Listen for comprehensive cross-platform coverage of the US market close as heard on Bloomberg Television, Bloomberg Radio, and YouTube with Romaine Bostick, Sonali Basak, Carol Massar and Matt Miller.

- Super Micro (SMCI) shares dropped after lowering its fiscal year sales forecast, suggesting the company continues to face uneven uptake of powerful AI servers amid a shift to products based on new Nvidia Corp. chips. The company said Tuesday that revenue in the year ending in June 2026 will be at least $33 billion. In February, Super Micro offered a bullish long-term outlook because of demand for AI products, saying sales will be $40 billion — then almost twice as much as analysts’ estimates for the current fiscal year.

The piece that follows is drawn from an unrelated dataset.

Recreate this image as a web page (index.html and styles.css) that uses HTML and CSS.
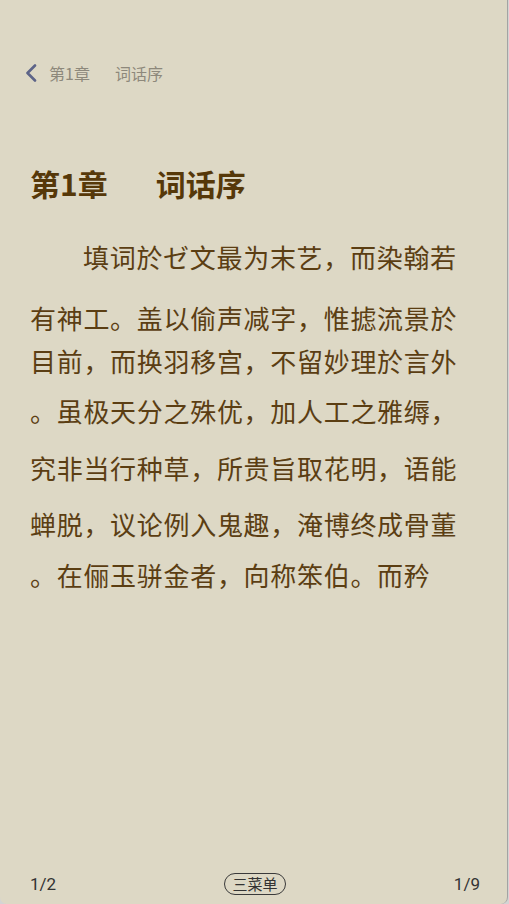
FILE: index.html
```html
<!DOCTYPE html>
<html>
  <head>
    <title>词话序</title>
    <link rel="stylesheet" href="styles.css">
  </head>
  <body>
    <div class="page">
      <div class="top-bar">
        <svg class="back-icon" width="12" height="18" viewBox="0 0 12 18">
          <path d="M10 1.5 L2.5 9 L10 16.5" fill="none" stroke="#5d6488" stroke-width="2.6" stroke-linecap="round" stroke-linejoin="round"/>
        </svg>
        <span class="top-chapter">第1章</span>
        <span class="top-title">词话序</span>
      </div>

      <p class="chapter-title"><span class="chapter-num">第1章</span>词话序</p>

      <div class="content">
        <p class="line first-line">填词於ゼ文最为末艺，而染翰若</p>
        <p class="line">有神工。盖以偷声减字，惟摅流景於</p>
        <p class="line">目前，而换羽移宫，不留妙理於言外</p>
        <p class="line">。虽极天分之殊优，加人工之雅缛，</p>
        <p class="line">究非当行种草，所贵旨取花明，语能</p>
        <p class="line">蝉脱，议论例入鬼趣，淹博终成骨董</p>
        <p class="line">。在俪玉骈金者，向称笨伯。而矜</p>
      </div>

      <div class="bottom-bar">
        <span class="page-num">1/2</span>
        <span class="menu-button">三菜单</span>
        <span class="page-num">1/9</span>
      </div>
    </div>
  </body>
</html>
```

FILE: styles.css
```css
body {
  margin: 0;
  background-color: #d4d4d4;
  font-family: "Noto Sans CJK SC", "Noto Sans", sans-serif;
}

.page {
  box-sizing: border-box;
  width: 508px;
  height: 904px;
  background-color: #ddd8c5;
  border-right: 1px solid #a3a3a3;
  border-radius: 0 0 7px 7px;
  display: flex;
  flex-direction: column;
}

.top-bar {
  display: flex;
  align-items: center;
  height: 24px;
  margin-top: 61px;
  padding-left: 25px;
  font-size: 16px;
  line-height: 24px;
  color: #8d887b;
}

.back-icon {
  margin-right: 12px;
}

.top-chapter {
  margin-right: 25px;
}

.chapter-title {
  margin: 83px 0 0 30px;
  font-size: 30px;
  line-height: 30px;
  font-weight: bold;
  color: #563809;
}

.chapter-num {
  margin-right: 48px;
}

.content {
  padding-left: 30px;
}

.line {
  margin: 0;
  height: 40px;
  font-size: 26px;
  line-height: 40px;
  letter-spacing: 0.7px;
  color: #5b3e13;
  white-space: nowrap;
}

.first-line {
  text-indent: 53px;
  margin-top: 39px;
}

.line:nth-child(2) { margin-top: 21px; }
.line:nth-child(3) { margin-top: 3px; }
.line:nth-child(4) { margin-top: 10px; }
.line:nth-child(5) { margin-top: 17px; }
.line:nth-child(6) { margin-top: 16px; }
.line:nth-child(7) { margin-top: 11px; }

.bottom-bar {
  margin-top: auto;
  margin-bottom: 9px;
  height: 22px;
  padding: 0 27px 0 30px;
  display: flex;
  justify-content: space-between;
  align-items: center;
}

.page-num {
  font-family: Roboto, "Noto Sans", sans-serif;
  font-size: 17px;
  color: #333333;
}

.menu-button {
  box-sizing: border-box;
  height: 22px;
  padding: 0 7px;
  border: 1px solid #3a3a3a;
  border-radius: 11px;
  font-size: 15px;
  line-height: 20px;
  color: #333333;
}
```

- Rivian (RIVN) forecast a larger adjusted loss this year than the electric vehicle maker expected previously, citing recent changes to stringent fuel economy rules in the US that threaten a key source of revenue. The adjusted loss before interest, taxes, depreciation and amortization this year will be $2 billion to $2.25 billion, the company said Tuesday. It had previously forecast a loss of no more than $1.9 billion by that measure, while Wall Street analysts had expected about $1.8 billion on average. Shares slid in the aftermarket.

- Axon (AXON) shares soared in trading today and hit a record intraday high after the maker of Tasers and other public safety equipment reported second-quarter earnings per share that topped expectations. Analysts also noted strong bookings for the company’s AI plan.